- _DIRECTIONS_: State how many lines in the listing below include the word "that", and add nothing besides the number.

- _COLLECTED MATERIAL_:
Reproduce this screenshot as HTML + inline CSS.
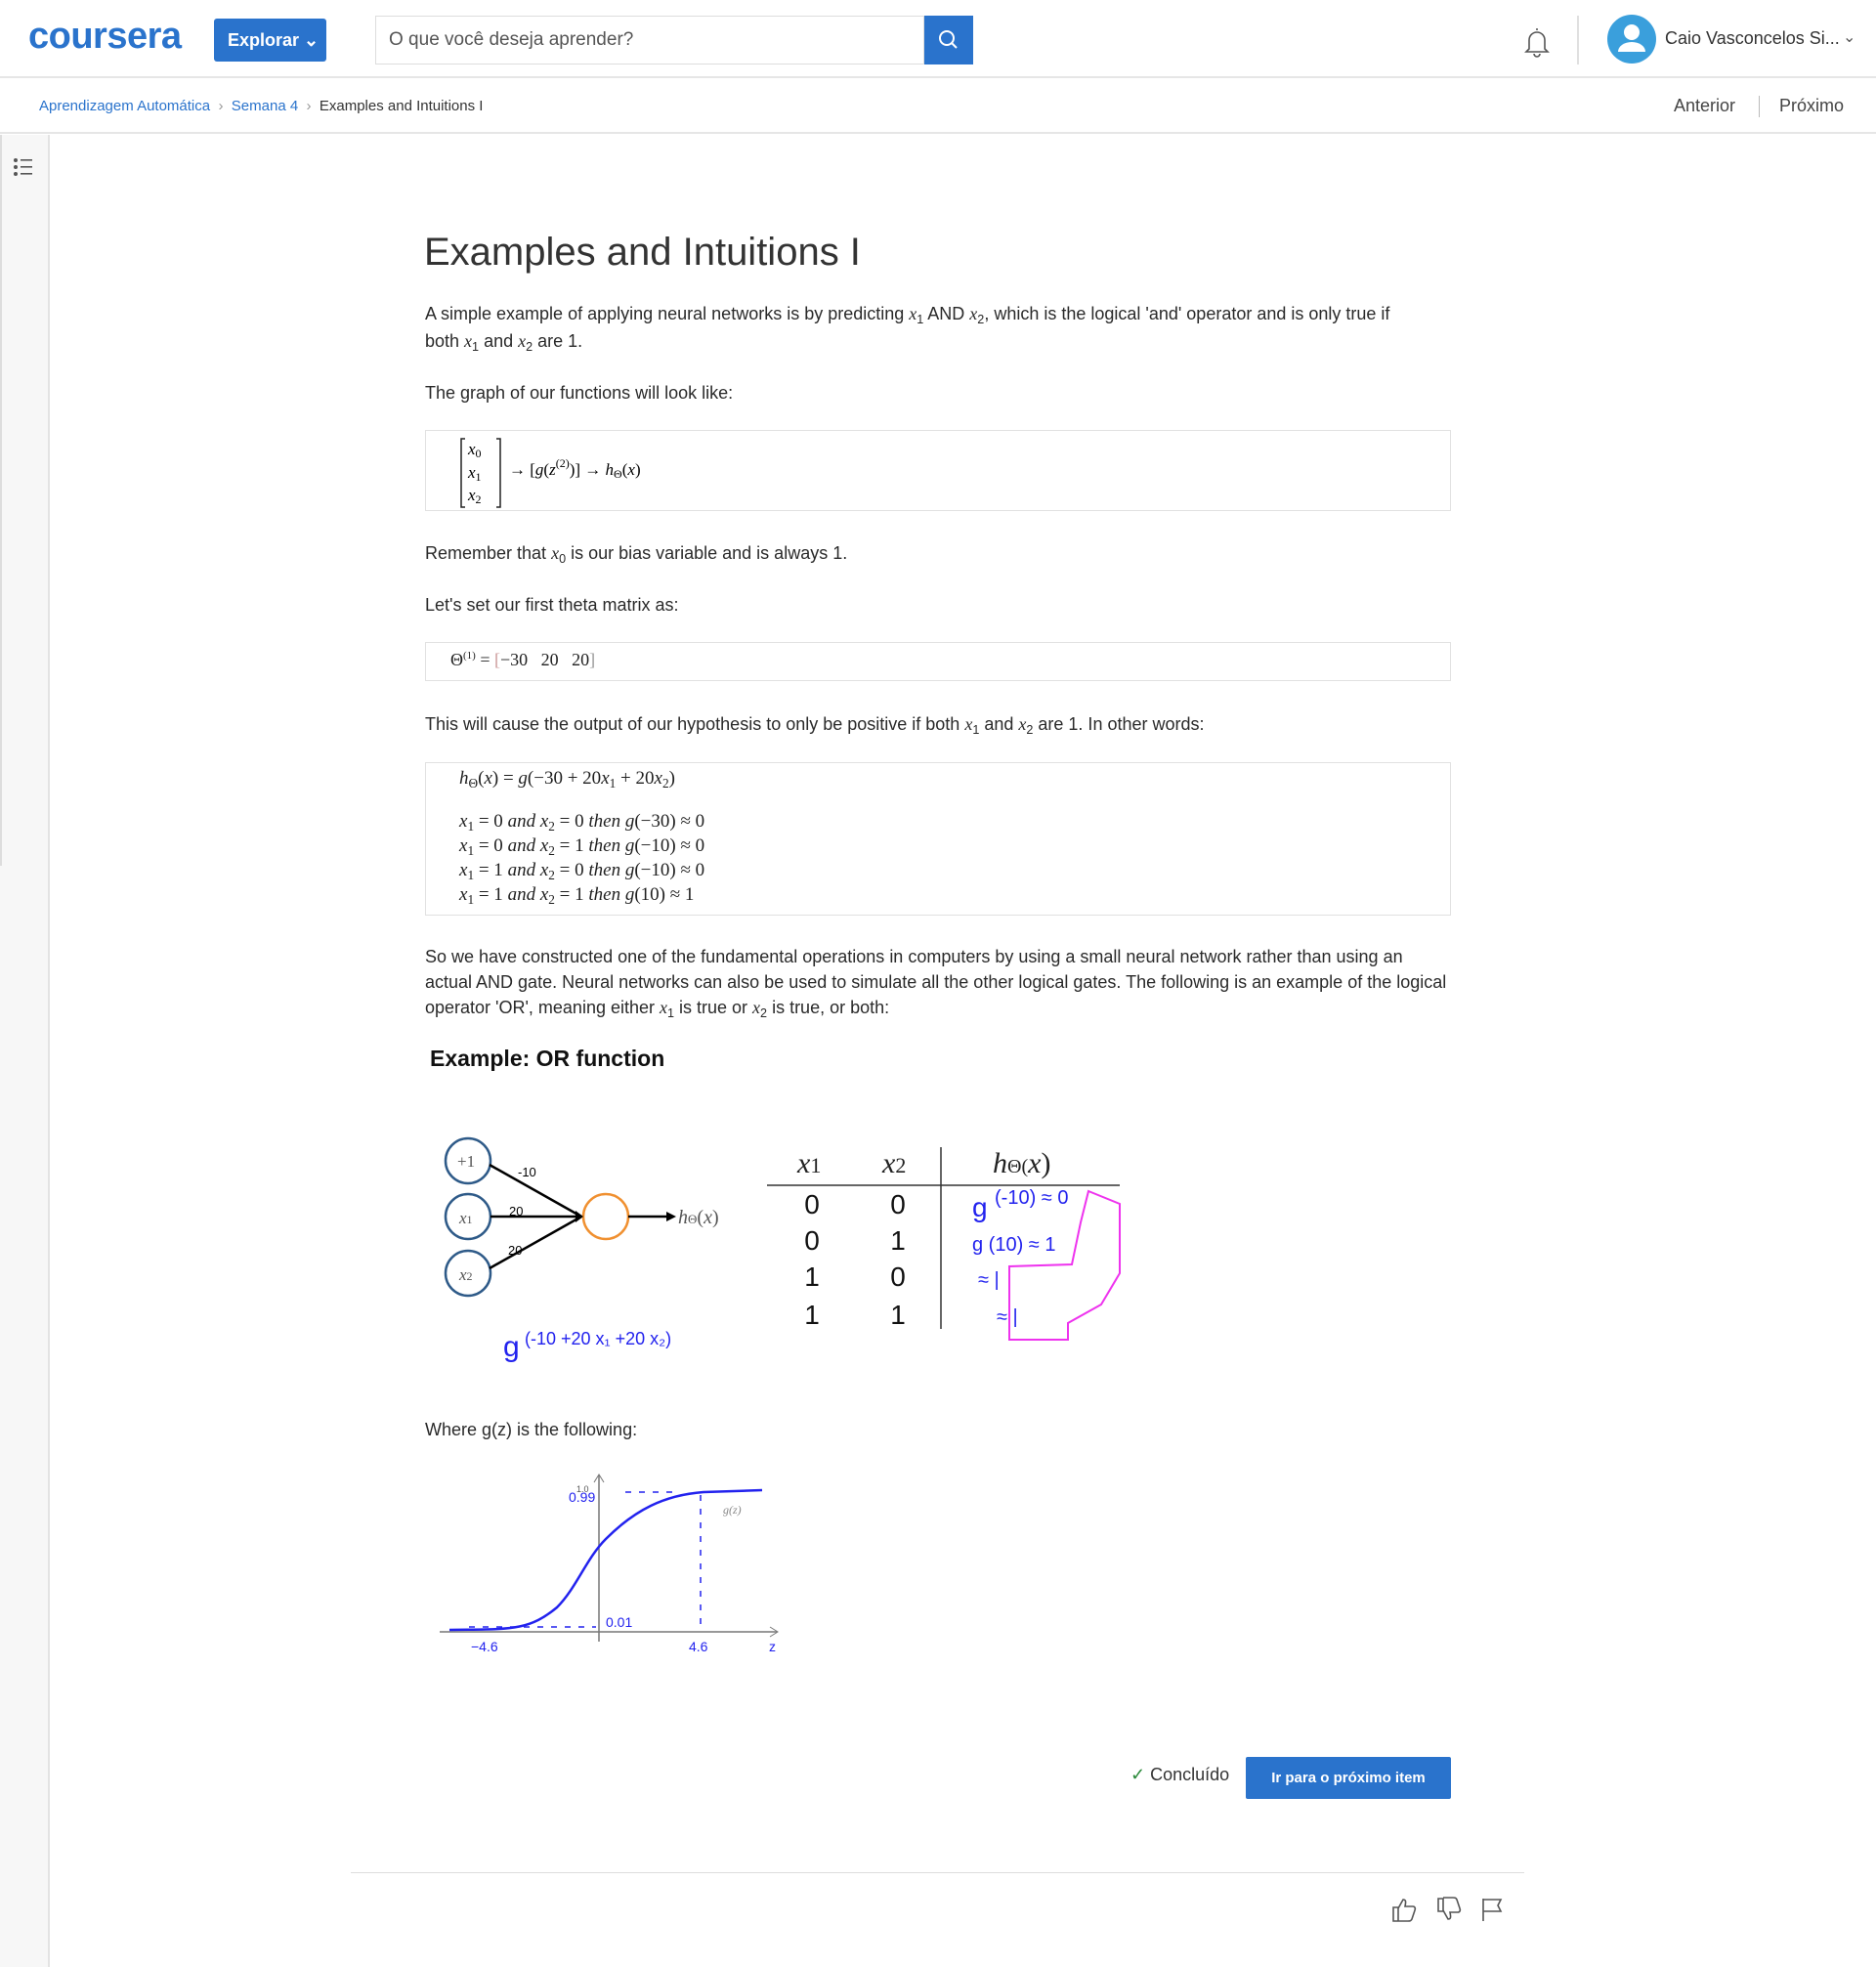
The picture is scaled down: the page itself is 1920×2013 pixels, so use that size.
<!DOCTYPE html>
<html><head><meta charset="utf-8"><style>
*{margin:0;padding:0;box-sizing:border-box}
body{width:1920px;height:2013px;background:#fff;font-family:"Liberation Sans",sans-serif;color:#1f1f1f;position:relative;overflow:hidden}
.abs{position:absolute}
.p{position:absolute;left:435px;font-size:18px;line-height:28px;color:#2a2a2a;width:1050px}
.box{position:absolute;left:435px;width:1050px;border:1px solid #e1e1e1;background:#fff}
.m{font-family:"Liberation Serif",serif;font-style:italic}
.r{font-family:"Liberation Serif",serif}
sub{font-size:70%;vertical-align:-0.3em;line-height:0}
sup{line-height:0}
.ml{position:absolute;left:34px;font-size:19px;font-family:"Liberation Serif",serif;white-space:nowrap}
</style></head><body>
<!-- header -->
<div class="abs" style="left:0;top:0;width:1920px;height:80px;border-bottom:2px solid #e6e6e6"></div>
<div class="abs" style="left:29px;top:16px;font-size:38px;font-weight:bold;color:#2a73cc;letter-spacing:-0.5px">coursera</div>
<div class="abs" style="left:219px;top:19px;width:115px;height:44px;background:#2a73cc;border-radius:3px;color:#fff;font-weight:bold;font-size:18px;line-height:44px;padding-left:14px">Explorar ⌄</div>
<div class="abs" style="left:384px;top:16px;width:562px;height:50px;border:1px solid #ddd;font-size:19px;color:#555;line-height:48px;padding-left:13px">O que você deseja aprender?</div>
<div class="abs" style="left:946px;top:16px;width:50px;height:50px;background:#2a73cc"><svg width="50" height="50"><circle cx="23" cy="23" r="7" stroke="#fff" stroke-width="2" fill="none"/><line x1="28" y1="28" x2="33" y2="33" stroke="#fff" stroke-width="2"/></svg></div>
<svg class="abs" style="left:1558px;top:26px" width="30" height="34"><path d="M15 3v2M7 24V15a8 8 0 0 1 16 0v9l3 3H4z" stroke="#555" stroke-width="1.6" fill="none"/><path d="M12 29a3 3 0 0 0 6 0" stroke="#555" stroke-width="1.6" fill="none"/></svg>
<div class="abs" style="left:1614px;top:16px;width:2px;height:50px;background:#e0e0e0"></div>
<svg class="abs" style="left:1645px;top:15px" width="50" height="50"><circle cx="25" cy="25" r="25" fill="#3a9fdc"/><circle cx="25" cy="18" r="8" fill="#fff"/><path d="M11 38a14 10 0 0 1 28 0z" fill="#fff"/></svg>
<div class="abs" style="left:1704px;top:29px;font-size:18px;color:#333">Caio Vasconcelos Si...</div>
<div class="abs" style="left:1886px;top:28px;font-size:16px;color:#555">⌄</div>
<!-- breadcrumb -->
<div class="abs" style="left:0;top:80px;width:1920px;height:57px;border-bottom:2px solid #e6e6e6"></div>
<div class="abs" style="left:40px;top:100px;font-size:15px;color:#2a73cc">Aprendizagem Automática <span style="color:#999">&nbsp;›&nbsp;</span> Semana 4 <span style="color:#999">&nbsp;›&nbsp;</span> <span style="color:#333">Examples and Intuitions I</span></div>
<div class="abs" style="left:1713px;top:98px;font-size:18px;color:#444">Anterior</div>
<div class="abs" style="left:1800px;top:98px;width:1px;height:22px;background:#bbb"></div>
<div class="abs" style="left:1821px;top:98px;font-size:18px;color:#444">Próximo</div>
<!-- sidebar -->
<div class="abs" style="left:0;top:138px;width:51px;height:1875px;background:#f7f7f7;border-right:2px solid #e3e3e3"></div>
<div class="abs" style="left:0;top:138px;width:2px;height:748px;background:#ddd"></div>
<svg class="abs" style="left:13px;top:161px" width="22" height="20"><g fill="#555"><circle cx="3" cy="3" r="2"/><circle cx="3" cy="10" r="2"/><circle cx="3" cy="17" r="2"/><rect x="8" y="2" width="12" height="1.6"/><rect x="8" y="9" width="12" height="1.6"/><rect x="8" y="16" width="12" height="1.6"/></g></svg>
<!-- content -->
<div class="abs" style="left:434px;top:236px;font-size:40px;color:#333">Examples and Intuitions I</div>
<div class="p" style="top:307px;width:1015px">A simple example of applying neural networks is by predicting <span class="m">x</span><sub>1</sub> AND <span class="m">x</span><sub>2</sub>, which is the logical 'and' operator and is only true if both <span class="m">x</span><sub>1</sub> and <span class="m">x</span><sub>2</sub> are 1.</div>
<div class="p" style="top:388px">The graph of our functions will look like:</div>
<div class="box" style="top:440px;height:83px">
<svg width="400" height="80" style="position:absolute;left:30px;top:0"><g font-family="Liberation Serif" font-size="17"><path d="M10 8h-4v70h4M42 8h4v70h-4" stroke="#222" stroke-width="1.5" fill="none"/><text x="13" y="24" font-style="italic">x<tspan font-size="12" font-style="normal" dy="3">0</tspan></text><text x="13" y="48" font-style="italic">x<tspan font-size="12" font-style="normal" dy="3">1</tspan></text><text x="13" y="71" font-style="italic">x<tspan font-size="12" font-style="normal" dy="3">2</tspan></text><text x="55" y="45">→ [<tspan font-style="italic">g</tspan>(<tspan font-style="italic">z</tspan><tspan font-size="12" dy="-8">(2)</tspan><tspan dy="8">)] → </tspan><tspan font-style="italic">h</tspan><tspan font-size="12" dy="3">Θ</tspan><tspan dy="-3">(</tspan><tspan font-style="italic">x</tspan>)</text></g></svg>
</div>
<div class="p" style="top:552px">Remember that <span class="m">x</span><sub>0</sub> is our bias variable and is always 1.</div>
<div class="p" style="top:605px">Let's set our first theta matrix as:</div>
<div class="box" style="top:657px;height:40px"><div class="r" style="position:absolute;left:25px;top:7px;font-size:18px">Θ<sup style="font-size:11px">(1)</sup> = <span style="color:#c99">[</span>−30 &nbsp; 20 &nbsp; 20<span style="color:#999">]</span></div></div>
<div class="p" style="top:727px">This will cause the output of our hypothesis to only be positive if both <span class="m">x</span><sub>1</sub> and <span class="m">x</span><sub>2</sub> are 1. In other words:</div>
<div class="box" style="top:780px;height:157px">
<div class="ml" style="top:5px"><i>h</i><sub>Θ</sub>(<i>x</i>) = <i>g</i>(−30 + 20<i>x</i><sub>1</sub> + 20<i>x</i><sub>2</sub>)</div>
<div class="ml" style="top:49px"><i>x</i><sub>1</sub> = 0 <i>and x</i><sub>2</sub> = 0 <i>then g</i>(−30) ≈ 0</div>
<div class="ml" style="top:74px"><i>x</i><sub>1</sub> = 0 <i>and x</i><sub>2</sub> = 1 <i>then g</i>(−10) ≈ 0</div>
<div class="ml" style="top:99px"><i>x</i><sub>1</sub> = 1 <i>and x</i><sub>2</sub> = 0 <i>then g</i>(−10) ≈ 0</div>
<div class="ml" style="top:124px"><i>x</i><sub>1</sub> = 1 <i>and x</i><sub>2</sub> = 1 <i>then g</i>(10) ≈ 1</div>
</div>
<div class="p" style="top:966px;line-height:26px">So we have constructed one of the fundamental operations in computers by using a small neural network rather than using an actual AND gate. Neural networks can also be used to simulate all the other logical gates. The following is an example of the logical operator 'OR', meaning either <span class="m">x</span><sub>1</sub> is true or <span class="m">x</span><sub>2</sub> is true, or both:</div>
<!-- OR image -->
<div class="abs" style="left:440px;top:1070px;font-size:23px;font-weight:bold;color:#111">Example: OR function</div>
<svg class="abs" style="left:420px;top:1060px" width="760" height="360">
<g fill="none" stroke-width="2.5" stroke="#2e5a88"><circle cx="59" cy="128" r="23"/><circle cx="59" cy="185" r="23"/><circle cx="59" cy="243" r="23"/></g>
<circle cx="200" cy="185" r="23" fill="none" stroke="#f09030" stroke-width="2.5"/>
<g stroke="#000" stroke-width="2.5"><line x1="81" y1="132" x2="175" y2="185"/><line x1="82" y1="185" x2="175" y2="185"/><line x1="81" y1="238" x2="175" y2="185"/><line x1="223" y1="185" x2="262" y2="185"/></g>
<path d="M262 180l10 5-10 5z M169 179l8 6-8 6z"/>
<g font-family="Liberation Serif" font-size="17" fill="#555"><text x="48" y="134">+1</text><text x="50" y="192" font-style="italic">x<tspan font-size="12" font-style="normal">1</tspan></text><text x="50" y="250" font-style="italic">x<tspan font-size="12" font-style="normal">2</tspan></text><text x="274" y="192" font-style="italic" font-size="20">h<tspan font-size="13" font-style="normal">Θ</tspan><tspan font-style="normal">(</tspan>x<tspan font-style="normal">)</tspan></text></g>
<g font-size="13" font-family="Liberation Sans"><text x="110" y="144">-10</text><text x="101" y="184">20</text><text x="100" y="224">20</text></g>
<g font-family="Liberation Serif" font-size="30" font-style="italic" fill="#222"><text x="396" y="140">x<tspan font-size="22" font-style="normal">1</tspan></text><text x="483" y="140">x<tspan font-size="22" font-style="normal">2</tspan></text><text x="596" y="140">h<tspan font-size="20" font-style="normal">Θ(</tspan>x<tspan font-style="normal">)</tspan></text></g>
<line x1="365" y1="153" x2="726" y2="153" stroke="#333" stroke-width="1.5"/>
<line x1="543" y1="114" x2="543" y2="300" stroke="#333" stroke-width="1.5"/>
<g font-family="Liberation Sans" font-size="28" fill="#111" text-anchor="middle"><text x="411" y="182">0</text><text x="499" y="182">0</text><text x="411" y="219">0</text><text x="499" y="219">1</text><text x="411" y="256">1</text><text x="499" y="256">0</text><text x="411" y="295">1</text><text x="499" y="295">1</text></g>
<g fill="#2222ee" font-family="Liberation Sans" font-size="20"><text x="575" y="185" font-size="28">g</text><text x="598" y="172">(-10) ≈ 0</text><text x="575" y="220">g (10) ≈ 1</text><text x="581" y="256">≈ |</text><text x="600" y="294">≈ |</text><text x="95" y="328" font-size="30">g</text><text x="117" y="316" font-size="18">(-10  +20 x₁  +20 x₂)</text></g>
<path d="M694 159L726 172L726 243L707 275L673 294L673 311L613 311L613 236L677 234L686 191Z" fill="none" stroke="#ee33ee" stroke-width="2"/>
</svg>
<div class="p" style="top:1449px">Where g(z) is the following:</div>
<svg class="abs" style="left:430px;top:1505px" width="380" height="200">
<line x1="20" y1="165" x2="365" y2="165" stroke="#777" stroke-width="1.5"/><path d="M358 160l8 5-8 5" fill="none" stroke="#777"/>
<line x1="183" y1="175" x2="183" y2="5" stroke="#777" stroke-width="1.5"/><path d="M178 12l5-8 5 8" fill="none" stroke="#777"/>
<path d="M30 163 C90 162 110 165 140 140 C160 120 170 90 190 70 C220 40 250 25 290 22 L350 20" fill="none" stroke="#2222ee" stroke-width="2.5"/>
<g stroke="#2222ee" stroke-dasharray="6 8" stroke-width="1.5"><line x1="50" y1="160" x2="180" y2="160"/><line x1="210" y1="22" x2="260" y2="22"/><line x1="287" y1="25" x2="287" y2="165"/></g>
<g font-family="Liberation Sans" fill="#2222ee" font-size="14"><text x="52" y="185">−4.6</text><text x="275" y="185">4.6</text><text x="357" y="185">z</text><text x="190" y="160">0.01</text><text x="152" y="32">0.99</text></g>
<text x="160" y="22" font-size="9" fill="#555">1.0</text><text x="310" y="44" font-size="12" fill="#888" font-family="Liberation Serif" font-style="italic">g(z)</text>
</svg>
<!-- bottom -->
<div class="abs" style="left:1157px;top:1806px;font-size:18px;color:#333"><span style="color:#2a8a3a">✓</span> Concluído</div>
<div class="abs" style="left:1275px;top:1798px;width:210px;height:43px;background:#2a73cc;color:#fff;font-size:15px;font-weight:bold;text-align:center;line-height:43px;border-radius:2px">Ir para o próximo item</div>
<div class="abs" style="left:359px;top:1916px;width:1201px;height:1px;background:#ddd"></div>
<svg class="abs" style="left:1423px;top:1940px" width="120" height="30"><g fill="none" stroke="#555" stroke-width="1.6"><path d="M3 12h5v14H3zM8 13l5-9c3 0 3 2 2 7h8c2 0 3 2 2 4l-3 9c-1 2-2 2-4 2H8"/><path d="M49 16h5V3h-5zM54 15l5 9c3 0 3-2 2-7h8c2 0 3-2 2-4l-3-9c-1-2-2-2-4-2H54"/><path d="M95 26V3M95 4h18l-3 6 3 6H95"/></g></svg>
</body></html>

- _SOLVED EXERCISE_: 2